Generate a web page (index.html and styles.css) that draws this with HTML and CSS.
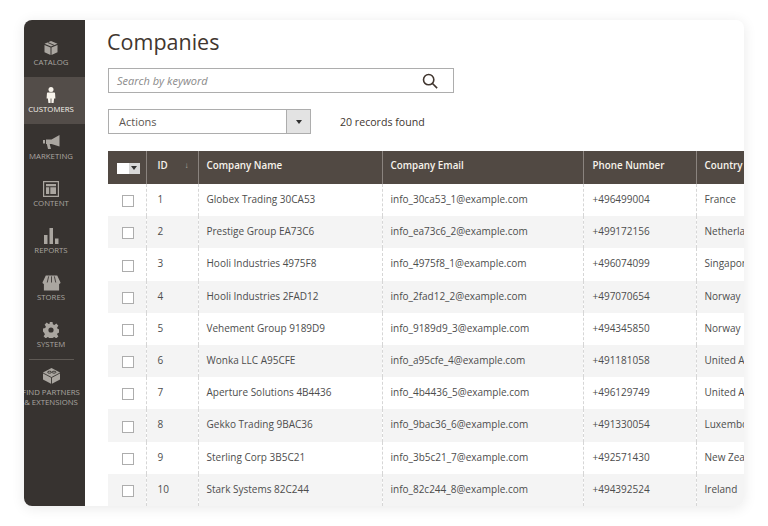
FILE: index.html
```html
<!DOCTYPE html>
<html>
<head>
  <title>Companies</title>
  <link rel="stylesheet" href="styles.css">
</head>
<body>
<div class="card">
  <div class="sidebar">
    <div class="nav-item">
      <svg class="nav-icon" viewBox="0 0 16 16"><path d="M8 1l6.500 2.800L8 6.600 1.500 3.800z M1.500 5l6 2.600V15l-6-2.800z M14.500 5l-6 2.600V15l6-2.800z"/><path class="cut" d="M4.800 2.500l6.200 2.800"/></svg>
      <span>Catalog</span>
    </div>
    <div class="nav-item active">
      <svg class="nav-icon" viewBox="0 0 16 16"><circle cx="8" cy="2.600" r="2.500"/><path d="M5 5.600h6c.8 0 1 .5 1.100 1.100l.3 4.800h-1.300L10.600 16H8.400v-4.500H7.600V16H5.400l-.5-4.500H3.600l.3-4.800c.1-.6.300-1.100 1.100-1.100z"/></svg>
      <span>Customers</span>
    </div>
    <div class="nav-item">
      <svg class="nav-icon wide" viewBox="0 0 18 16"><path d="M17 1v11.500L9 10H7.200l1.300 5H5.500L4.300 10H3.500V5.500H9z"/><path d="M.5 6h2v3.500h-2z"/></svg>
      <span>Marketing</span>
    </div>
    <div class="nav-item">
      <svg class="nav-icon" viewBox="0 0 16 16"><path fill-rule="evenodd" d="M0 0h16v16H0z M1.200 1.200v13.600h13.600V1.200z"/><path d="M3 3h10v2.200H3z M3 6.300h3.200V13H3z M7.300 6.300H13V13H7.300z"/></svg>
      <span>Content</span>
    </div>
    <div class="nav-item">
      <svg class="nav-icon" viewBox="0 0 16 16"><path d="M1 7h3.500v9H1z M6.500 0H10v16H6.500z M12 10.500h3.500V16H12z"/></svg>
      <span>Reports</span>
    </div>
    <div class="nav-item">
      <svg class="nav-icon wide" viewBox="0 0 20 16"><path d="M4 0h12l3.500 7.500c0 1-.8 1.500-1.500 1.500H2C1.300 9 .5 8.500.5 7.500z"/><path d="M2 9h16v7H2z"/><path class="cut" d="M7 1L5.500 7.500M10 1v6.500M13 1l1.500 6.500"/></svg>
      <span>Stores</span>
    </div>
    <div class="nav-item">
      <svg class="nav-icon" viewBox="0 0 16 16"><path fill-rule="evenodd" d="M6.500 0h3l.4 2.300 1.500.6 1.900-1.300 2.100 2.100-1.300 1.900.6 1.500 2.300.4v3l-2.300.4-.6 1.500 1.300 1.900-2.100 2.100-1.900-1.300-1.500.6-.4 2.300h-3l-.4-2.300-1.500-.6-1.900 1.300-2.100-2.100 1.300-1.900-.6-1.500L0 9.500v-3l2.300-.4.6-1.500L1.600 2.700l2.100-2.100 1.900 1.300 1.500-.6z M8 5.400a2.600 2.600 0 1 0 0 5.200 2.600 2.600 0 0 0 0-5.200z"/></svg>
      <span>System</span>
    </div>
    <div class="nav-sep"></div>
    <div class="nav-item partners">
      <svg class="nav-icon wide" viewBox="0 0 18 16"><path d="M9 0l8.500 4.500v7L9 16 .5 11.500v-7z"/><path class="cut" d="M.5 5L9 9.500 17.500 5M9 9.500V16M5 4.200a2 1 0 1 0 4 0 2 1 0 1 0-4 0M9.500 4.200a2 1 0 1 0 4 0 2 1 0 1 0-4 0"/></svg>
      <span>Find Partners<br>&amp; Extensions</span>
    </div>
  </div>

  <div class="main">
    <h1 class="title">Companies</h1>

    <div class="search">
      <span class="search-text">Search by keyword</span>
      <svg class="search-icon" viewBox="0 0 18 18"><circle cx="7.500" cy="7.500" r="5.800"/><path d="M11.800 11.800L17 17"/></svg>
    </div>

    <div class="toolbar">
      <div class="actions">
        <span class="actions-label">Actions</span>
        <span class="actions-btn"><i class="arrow"></i></span>
      </div>
      <span class="records">20 records found</span>
    </div>

    <table class="grid">
      <thead>
        <tr>
          <th class="col-check"><span class="head-check"><b></b><span><i class="arrow"></i></span></span></th>
          <th class="col-id">ID<span class="sort">↓</span></th>
          <th class="col-name">Company Name</th>
          <th class="col-email">Company Email</th>
          <th class="col-phone">Phone Number</th>
          <th class="col-country">Country</th>
        </tr>
      </thead>
      <tbody>
        <tr><td><span class="box"></span></td><td>1</td><td>Globex Trading 30CA53</td><td>info_30ca53_1@example.com</td><td>+496499004</td><td>France</td></tr>
        <tr><td><span class="box"></span></td><td>2</td><td>Prestige Group EA73C6</td><td>info_ea73c6_2@example.com</td><td>+499172156</td><td>Netherlands</td></tr>
        <tr><td><span class="box"></span></td><td>3</td><td>Hooli Industries 4975F8</td><td>info_4975f8_1@example.com</td><td>+496074099</td><td>Singapore</td></tr>
        <tr><td><span class="box"></span></td><td>4</td><td>Hooli Industries 2FAD12</td><td>info_2fad12_2@example.com</td><td>+497070654</td><td>Norway</td></tr>
        <tr><td><span class="box"></span></td><td>5</td><td>Vehement Group 9189D9</td><td>info_9189d9_3@example.com</td><td>+494345850</td><td>Norway</td></tr>
        <tr><td><span class="box"></span></td><td>6</td><td>Wonka LLC A95CFE</td><td>info_a95cfe_4@example.com</td><td>+491181058</td><td>United Arab</td></tr>
        <tr><td><span class="box"></span></td><td>7</td><td>Aperture Solutions 4B4436</td><td>info_4b4436_5@example.com</td><td>+496129749</td><td>United Arab</td></tr>
        <tr><td><span class="box"></span></td><td>8</td><td>Gekko Trading 9BAC36</td><td>info_9bac36_6@example.com</td><td>+491330054</td><td>Luxembourg</td></tr>
        <tr><td><span class="box"></span></td><td>9</td><td>Sterling Corp 3B5C21</td><td>info_3b5c21_7@example.com</td><td>+492571430</td><td>New Zealand</td></tr>
        <tr><td><span class="box"></span></td><td>10</td><td>Stark Systems 82C244</td><td>info_82c244_8@example.com</td><td>+494392524</td><td>Ireland</td></tr>
      </tbody>
    </table>
  </div>
</div>
</body>
</html>
```

FILE: styles.css
```css
* {
  box-sizing: border-box;
}

body {
  margin: 0;
  background-color: white;
  font-family: "Open Sans", sans-serif;
  color: #41362f;
}

.card {
  display: flex;
  width: 720px;
  height: 486px;
  margin: 20px 24px;
  background-color: white;
  border-radius: 8px;
  box-shadow: 0 2px 14px rgba(0, 0, 0, 0.09);
  overflow: hidden;
}

.sidebar {
  flex: none;
  width: 61px;
  padding-top: 10px;
  background-color: #373330;
}

.nav-item {
  display: flex;
  flex-direction: column;
  align-items: center;
  height: 47px;
  padding: 10px 7px 0 0;
  color: #aaa6a0;
  font-size: 7.800px;
  line-height: 10px;
  text-align: center;
  text-transform: uppercase;
  white-space: nowrap;
}

.nav-item.active {
  background-color: #534d49;
  color: #f7f3eb;
}

.nav-item.partners {
  padding-top: 8px;
}

.nav-icon {
  display: block;
  width: 16px;
  height: 16px;
  margin-bottom: 1px;
  fill: #aaa6a0;
}

.nav-icon.wide {
  width: 19px;
}

.partners .nav-icon {
  margin-bottom: 3px;
}

.active .nav-icon {
  fill: #f7f3eb;
}

.cut {
  fill: none;
  stroke: #373330;
  stroke-width: 0.9;
}

.nav-sep {
  height: 1px;
  margin: 0 11px 0 5px;
  background-color: #5f5a55;
}

.main {
  flex: 1;
  min-width: 0;
  padding-left: 23px;
  overflow: hidden;
}

.title {
  margin: 6px 0 11px -1px;
  font-size: 21.500px;
  font-weight: 400;
  line-height: 31px;
}

.search {
  display: flex;
  align-items: center;
  justify-content: space-between;
  width: 346px;
  height: 25px;
  padding: 0 15px 0 8px;
  border: 1px solid #adadad;
}

.search-text {
  color: #8a8a8a;
  font-size: 11px;
  font-style: italic;
}

.search-icon {
  width: 16px;
  height: 16px;
  fill: none;
  stroke: #41362f;
  stroke-width: 1.800;
}

.toolbar {
  display: flex;
  align-items: center;
  gap: 29px;
  margin-top: 16px;
}

.actions {
  display: flex;
  width: 203px;
  height: 25px;
  border: 1px solid #adadad;
}

.actions-label {
  flex: 1;
  padding-left: 10px;
  font-size: 11px;
  line-height: 23px;
  color: #5c5650;
}

.actions-btn {
  display: flex;
  align-items: center;
  justify-content: center;
  width: 24px;
  background-color: #e3e3e3;
  border-left: 1px solid #adadad;
}

.arrow {
  width: 0;
  height: 0;
  border-top: 4px solid #303030;
  border-left: 3px solid transparent;
  border-right: 3px solid transparent;
}

.records {
  font-size: 10.600px;
  color: #41362f;
}

.grid {
  margin-top: 17px;
  width: 660px;
  table-layout: fixed;
  border-collapse: collapse;
  font-size: 10px;
}

.col-check { width: 38px; }
.col-id { width: 52px; }
.col-name { width: 184px; }
.col-email { width: 201px; }
.col-phone { width: 113px; }
.col-country { width: 72px; }

.grid th {
  height: 33px;
  padding: 0 8px 5px;
  background-color: #514943;
  border-left: 1px solid #8a837e;
  color: #f7f3eb;
  font-size: 9.800px;
  font-weight: 600;
  text-align: left;
  white-space: nowrap;
}

.grid th:first-child,
.grid td:first-child {
  border-left: 0;
  padding: 0 0 0 2px;
  text-align: center;
}

.grid th:first-child {
  padding-left: 3px;
}

.grid th:nth-child(2),
.grid td:nth-child(2) {
  padding-left: 11px;
}

.grid th:nth-child(5),
.grid td:nth-child(5) {
  padding-left: 9px;
}

.sort {
  float: right;
  margin-right: 1px;
  color: #b5afa9;
  font-size: 8px;
}

.head-check {
  display: inline-flex;
  vertical-align: middle;
  width: 23px;
  height: 11px;
}

.head-check b {
  width: 12px;
  background-color: white;
}

.head-check span {
  display: flex;
  flex: 1;
  align-items: center;
  justify-content: center;
  background-color: #d8d8d8;
}

.grid td {
  height: 32.200px;
  padding: 0 8px 2px;
  border-left: 1px dashed #d6d6d6;
  color: #4d4d4d;
  white-space: nowrap;
  overflow: hidden;
}

.grid tbody tr:nth-child(even) td {
  background-color: #f4f4f4;
}

.box {
  display: inline-block;
  vertical-align: middle;
  width: 12px;
  height: 12px;
  background-color: white;
  border: 1px solid #adadad;
}
```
- - - - -
Search the data for "styles" and list every line in which it occurs.

Generate a web page (index.html and styles.css) that draws this with HTML and CSS.
  <link rel="stylesheet" href="styles.css">
FILE: styles.css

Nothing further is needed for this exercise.